Task objective
State how many lines contain the string "html", and write nothing else.

------ Data

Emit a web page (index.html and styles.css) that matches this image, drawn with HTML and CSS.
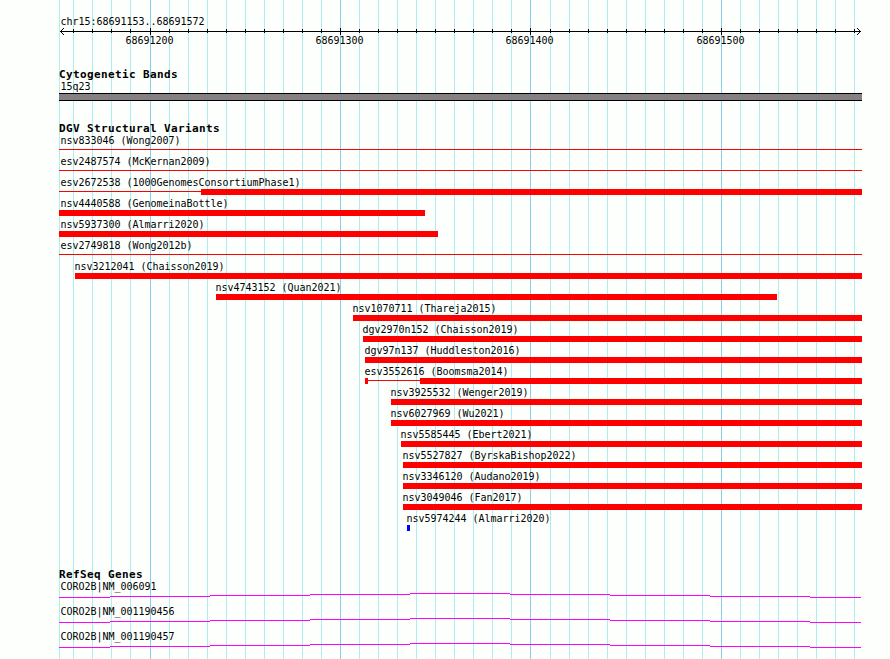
FILE: index.html
```
<!DOCTYPE html>
<html lang="en">
<head>
    <meta charset="UTF-8">
    <meta name="viewport" content="width=device-width, initial-scale=1.0">
    <title>chr15:68691153..68691572</title>
    <link rel="stylesheet" href="styles.css">
</head>
<body>

    <!-- vertical grid behind all tracks -->
    <svg class="grid" width="890" height="659">
        <path class="minor" d="M59.5 0v659M73.5 0v659M92.5 0v659M111.5 0v659M130.5 0v659M169.5 0v659M188.5 0v659M207.5 0v659M226.5 0v659M245.5 0v659M264.5 0v659M283.5 0v659M302.5 0v659M321.5 0v659M359.5 0v659M378.5 0v659M397.5 0v659M416.5 0v659M435.5 0v659M454.5 0v659M473.5 0v659M492.5 0v659M511.5 0v659M550.5 0v659M569.5 0v659M588.5 0v659M607.5 0v659M626.5 0v659M645.5 0v659M664.5 0v659M683.5 0v659M702.5 0v659M740.5 0v659M759.5 0v659M778.5 0v659M797.5 0v659M816.5 0v659M835.5 0v659M854.5 0v659"/>
        <path class="major" d="M150.5 0v659M340.5 0v659M530.5 0v659M721.5 0v659"/>
    </svg>

    <main class="tracks">
        <svg class="ruler" viewBox="59 0 803 66" width="803" height="66">
            <text x="60.5" y="25">chr15:68691153..68691572</text>
            <path d="M60 31.5H861"/>
            <path d="M60.5 31v1M61.5 30v3M62.5 29v1M62.5 33v1M63.5 28v1M63.5 34v1M860.5 31v1M859.5 30v3M858.5 29v1M858.5 33v1M857.5 28v1M857.5 34v1"/>
            <path d="M73.5 29v4M92.5 29v4M111.5 29v4M130.5 29v4M169.5 29v4M188.5 29v4M207.5 29v4M226.5 29v4M245.5 29v4M264.5 29v4M283.5 29v4M302.5 29v4M321.5 29v4M359.5 29v4M378.5 29v4M397.5 29v4M416.5 29v4M435.5 29v4M454.5 29v4M473.5 29v4M492.5 29v4M511.5 29v4M550.5 29v4M569.5 29v4M588.5 29v4M607.5 29v4M626.5 29v4M645.5 29v4M664.5 29v4M683.5 29v4M702.5 29v4M740.5 29v4M759.5 29v4M778.5 29v4M797.5 29v4M816.5 29v4M835.5 29v4M854.5 29v4"/>
            <path d="M150.5 28v7M340.5 28v7M530.5 28v7M721.5 28v7"/>
            <text x="125.5" y="44">68691200</text>
            <text x="315.5" y="44">68691300</text>
            <text x="505.5" y="44">68691400</text>
            <text x="696.5" y="44">68691500</text>
        </svg>

        <section class="track cyto">
            <h2>Cytogenetic Bands</h2>
            <div class="label clipped">15q23</div>
            <div class="band"></div>
        </section>

        <section class="track variants">
            <h2>DGV Structural Variants</h2>
            <div class="variant"><div class="label clipped">nsv833046 (Wong2007)</div><div class="glyph"><i class="line"></i></div></div>
            <div class="variant"><div class="label clipped">esv2487574 (McKernan2009)</div><div class="glyph"><i class="line"></i></div></div>
            <div class="variant"><div class="label clipped">esv2672538 (1000GenomesConsortiumPhase1)</div><div class="glyph"><i class="line" style="width: 142px"></i><i class="bar"></i></div></div>
            <div class="variant"><div class="label clipped">nsv4440588 (GenomeinaBottle)</div><div class="glyph"><i class="bar" style="width: 366px"></i></div></div>
            <div class="variant"><div class="label clipped">nsv5937300 (Almarri2020)</div><div class="glyph"><i class="bar" style="width: 379px"></i></div></div>
            <div class="variant"><div class="label clipped">esv2749818 (Wong2012b)</div><div class="glyph"><i class="line"></i></div></div>
            <div class="variant" style="margin-left: 16px"><div class="label">nsv3212041 (Chaisson2019)</div><div class="glyph"><i class="bar"></i></div></div>
            <div class="variant" style="margin-left: 157px"><div class="label">nsv4743152 (Quan2021)</div><div class="glyph"><i class="bar" style="width: 561px"></i></div></div>
            <div class="variant" style="margin-left: 294px"><div class="label">nsv1070711 (Thareja2015)</div><div class="glyph"><i class="bar"></i></div></div>
            <div class="variant" style="margin-left: 304px"><div class="label">dgv2970n152 (Chaisson2019)</div><div class="glyph"><i class="bar"></i></div></div>
            <div class="variant" style="margin-left: 306px"><div class="label">dgv97n137 (Huddleston2016)</div><div class="glyph"><i class="bar"></i></div></div>
            <div class="variant" style="margin-left: 306px"><div class="label">esv3552616 (Boomsma2014)</div><div class="glyph"><i class="bar" style="width: 3px"></i><i class="line" style="width: 52px"></i><i class="bar"></i></div></div>
            <div class="variant" style="margin-left: 332px"><div class="label">nsv3925532 (Wenger2019)</div><div class="glyph"><i class="bar"></i></div></div>
            <div class="variant" style="margin-left: 332px"><div class="label">nsv6027969 (Wu2021)</div><div class="glyph"><i class="bar"></i></div></div>
            <div class="variant" style="margin-left: 342px"><div class="label">nsv5585445 (Ebert2021)</div><div class="glyph"><i class="bar"></i></div></div>
            <div class="variant" style="margin-left: 344px"><div class="label">nsv5527827 (ByrskaBishop2022)</div><div class="glyph"><i class="bar"></i></div></div>
            <div class="variant" style="margin-left: 344px"><div class="label">nsv3346120 (Audano2019)</div><div class="glyph"><i class="bar"></i></div></div>
            <div class="variant" style="margin-left: 344px"><div class="label">nsv3049046 (Fan2017)</div><div class="glyph"><i class="bar"></i></div></div>
            <div class="variant" style="margin-left: 348px"><div class="label">nsv5974244 (Almarri2020)</div><div class="glyph"><i class="bar gain" style="width: 3px"></i></div></div>
        </section>

        <section class="track genes">
            <h2>RefSeq Genes</h2>
            <div class="gene">
                <div class="label clipped">CORO2B|NM_006091</div>
                <svg width="802" height="12"><path d="M0 4.5h51M51 3.5h100M151 2.5h100M251 1.5h100M351 .5h100M451 1.5h100M551 2.5h100M651 3.5h100M751 4.5h51"/></svg>
            </div>
            <div class="gene">
                <div class="label clipped">CORO2B|NM_001190456</div>
                <svg width="802" height="12"><path d="M0 4.5h51M51 3.5h100M151 2.5h100M251 1.5h100M351 .5h100M451 1.5h100M551 2.5h100M651 3.5h100M751 4.5h51"/></svg>
            </div>
            <div class="gene">
                <div class="label clipped">CORO2B|NM_001190457</div>
                <svg width="802" height="12"><path d="M0 4.5h51M51 3.5h100M151 2.5h100M251 1.5h100M351 .5h100M451 1.5h100M551 2.5h100M651 3.5h100M751 4.5h51"/></svg>
            </div>
        </section>
    </main>

</body>
</html>
```

FILE: styles.css
```
body {
    margin: 0;
    height: 659px;
    overflow: hidden;
    position: relative;
    background-color: #fdfffc;
    color: black;
    font-family: "DejaVu Sans Mono", monospace;
    font-size: 10px;
    letter-spacing: -0.02px;
}

svg {
    display: block;
}

.grid {
    position: absolute;
    top: 0;
    left: 0;
}

.grid path {
    fill: none;
    stroke: #afeeee;
}

.grid .major {
    stroke: #87ceeb;
}

.tracks {
    position: relative;
    width: 803px;
    margin-left: 59px;
}

.ruler path {
    fill: none;
    stroke: black;
}

.track {
    padding-top: 3px;
}

h2 {
    height: 11px;
    margin: 0;
    font-size: 11px;
    line-height: 12px;
    letter-spacing: 0.378px;
}

.label {
    height: 13px;
    margin-left: -0.5px;
    line-height: 13px;
    white-space: nowrap;
}

.label.clipped {
    margin-left: 1.5px;
}

.cyto {
    height: 51px;
}

.band {
    height: 6px;
    background-color: #848084;
    border-top: 1px solid black;
    border-bottom: 1px solid black;
}

.variants {
    height: 446px;
    box-sizing: border-box;
}

.variant {
    height: 21px;
}

.glyph {
    display: flex;
    align-items: flex-start;
    height: 6px;
}

.line {
    flex: 0 0 auto;
    width: 100%;
    height: 1px;
    margin-top: 2px;
    background-color: red;
}

.bar {
    flex: 0 0 auto;
    height: 6px;
    background-color: red;
}

.bar:not([style]) {
    flex: 1 0 0;
}

.gain {
    background-color: blue;
}

.gene {
    height: 25px;
}

.gene path {
    fill: none;
    stroke: magenta;
}
```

------------

Finished task
5